Wednesday 11 April 2012

Going round in circles

It was probably looking back at the negatives that made me take a look at where I've come from digitally. It's just over two years since I bought my first DSLR and started photographing things for their own sake after using cameras solely to make illustrations for articles and slide shows about fishing. You might think that it would have taken a while to get into the swing of things and find my 'eye' again, yet the icy picture below was taken on my second outing with the camera and what many would consider a low quality lens.


I had a large, almost A3, print made from the file at the time but only recently got round to framing it and hanging it on a wall. Two years down the line I still like it and think it works. And do you know what? The print looks pretty good. Better than this JPEG here. The camera was left to its own devices to sort out the exposure. Well, pretty much.
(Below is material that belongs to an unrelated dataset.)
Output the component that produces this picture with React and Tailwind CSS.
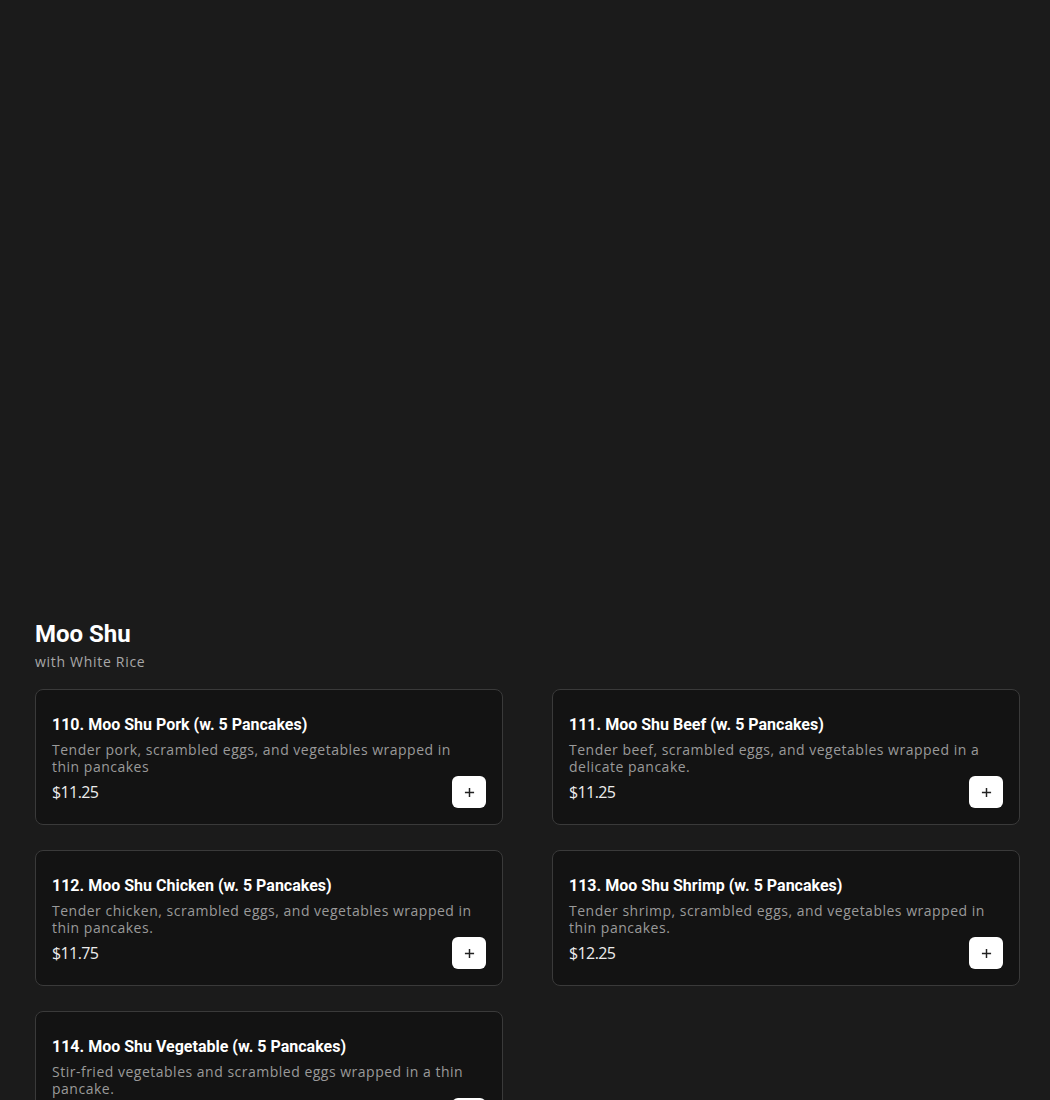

Two years and too much money later and I'm starting to rethink things. Do I need the wide aperture lenses to do what I like doing? Given the amazing capabilities of the cameras to perform in low light I'm not so sure. I certainly don't need them to enable me to focus manually now autofocus is so reliable. Do they make nicer looking pictures? Sort of, in a hard to define way. Not that I'm obsessed about shooting wide open to get dreamy, creamy out of focus areas for the hell of it. Are they heavy, cumbersome and attention attracting? Certainly. I could carry two light zooms and maybe two fixed focal length lenses and still be carting less weight than one of the fast zooms!

I'm sure I could live with the older, slower, lenses. The results they give are good enough for me, but I'd find it difficult to forgo a full frame body. Not because the 'crop sensor' cameras don't shove out great quality files, but because it's exactly the same way of seeing as when using 35mm film. Same aspect ratio, same big viewfinder, and the lenses don't need a conversion factor to enable me to visualise what they'll do on the camera.

What I'm getting at is that I feel like I should be using the stuff that will help me make more pictures rather than stuff that will help my pictures be sharper. At normal viewing distances pretty much any half reasonable lens is going produce images that are good enough. Just as the average viewer of photographs doesn't care what camera was used, they don't inspect pictures with a high powered loupe to check for critical sharpness!

Of course, if the X10 was more user friendly in the all important (to me) framing department I could probably get away with using that on its own. I missed a shot today because I wanted a precise frame and to capture a cloud before it blew past. By the time I had got near to the right framing the cloud had gone. I could have framed wider and cropped, but even that might not have worked out. Hard to fault the output though. It handles contrast scenes very well for such a little camera. What I'm really looking for is a set up that suits my way of working a camera. I think I know what that is. Time will tell.


As well as the above, boring, picture which has plenty of indicators of perspective I used the X10 to take the photograph below. I'm not sure if the focus point, which logically should be on the word but isn't, is what makes it difficult to read, or the lighting. To my eyes the perspective is out of whack. This is a result of the lighting, the local colour of the surfaces, and the lack of any of the usual clues to a vanishing point such as those evident in the picture of the steps above. The image is not only flat but flattened (in part by the slightly telephoto lens), yet the colours and shading which are providing the only hints at recession are conflicting with what is expected. I wasn't aware of any of this when I framed the shot, but it is that framing - as much what it excludes as includes - that gives the picture its ambiguity.